In a Dec. 20, 2013 letter to the Securities and Exchange Commission the Chamber of Commerce of the United States of America, better known as the U.S. Chamber, identified many serious concerns with the “legally hazardous” joint standards. Among other issues, the Chamber worried about undefined and vague terminology in the rule, the potential for “reverse discrimination,” prescriptive rather than supposedly “voluntary” self-assessments, the potential legal liability from mandated public disclosures, as well as the potential for exposing trade secrets to competing entities.
Questions were also raised concerning what the agencies would do with the diversity assessment information once they had it – especially in examination and enforcement matters. The U.S. Chamber was also particularly concerned that the agencies appeared not to understand the complexities of contemporary supply chains and the difficulties in mapping those suppliers’ diversity policies and practices as required by the proposed rule. That should be more than enough to give any “regulated entity’s” chief compliance officer a splitting headache, but that’s just the tip of this nightmarish “unintended consequences” iceberg.

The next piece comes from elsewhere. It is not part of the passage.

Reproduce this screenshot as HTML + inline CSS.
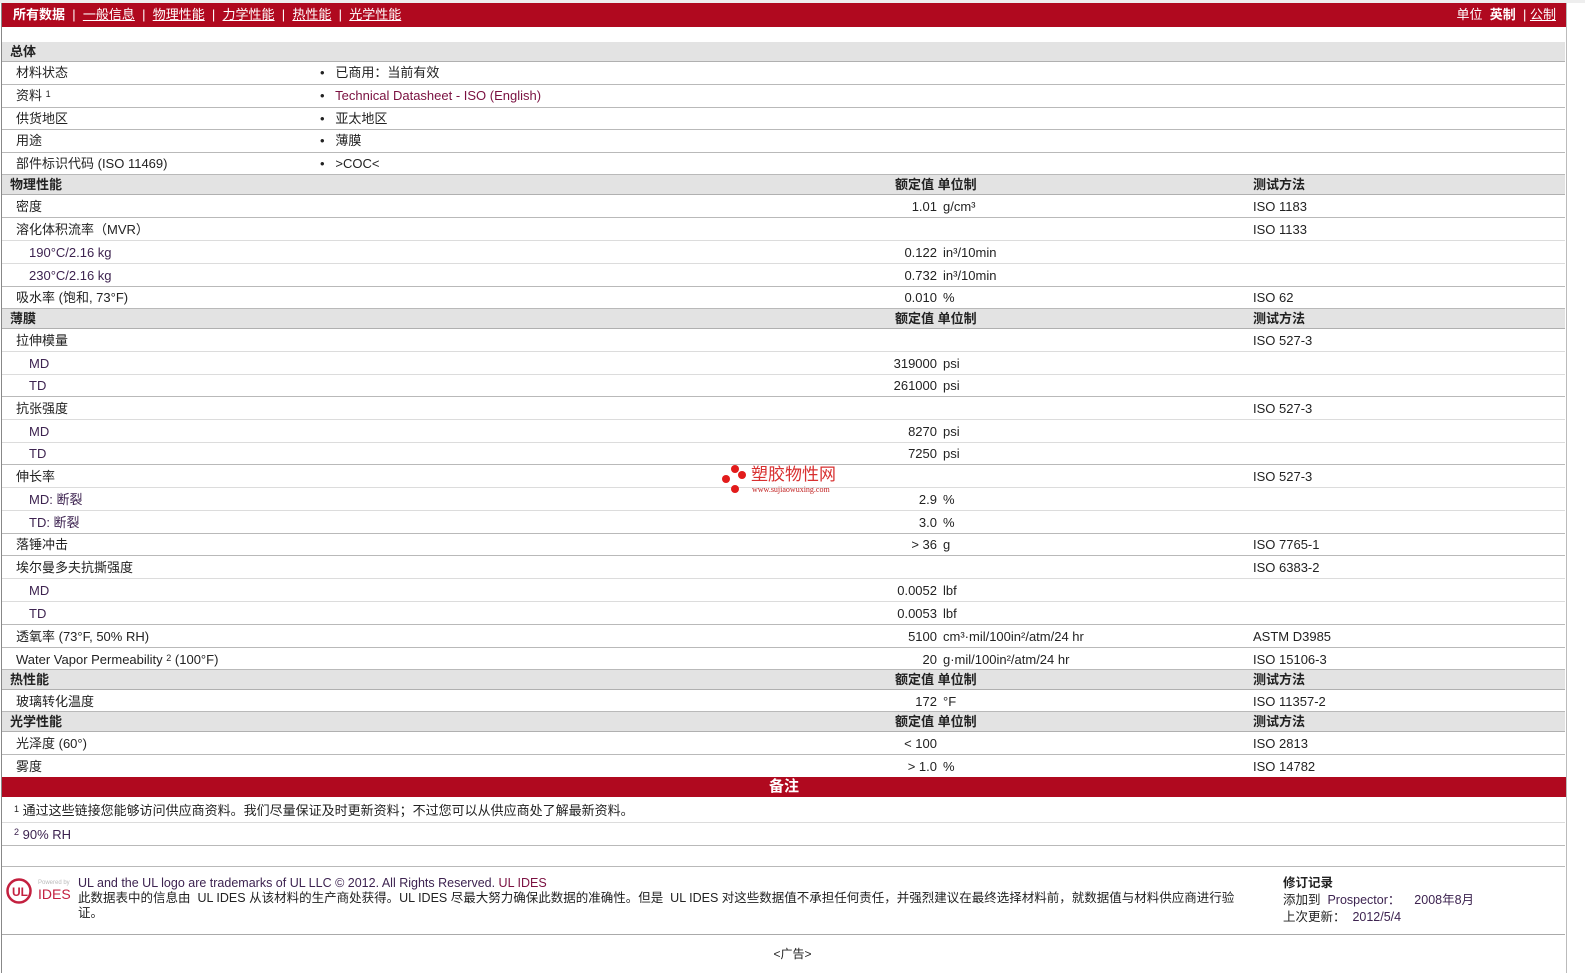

The Dodd-Frank Act Section 342 Interagency Proposed Joint Diversity Standards appear more likely to lead to costly and complex compliance burdens, escalated reputation risks, and increased litigation exposures than they do to any tangible societal benefits. This joint proposal represents, like the Dodd-Frank Act Section 342 itself, a very flawed and brazen intrusion into credit union governance practices that would best be left to each credit union’s own board of directors to decide. These highly-questionable OMWI mandates and the NCUA’s pending “assessment” of federally insured credit unions’ diversity policies and practices are a disastrous public policy train wreck that seems almost impossible to avoid unless the regulatory agencies totally reverse course.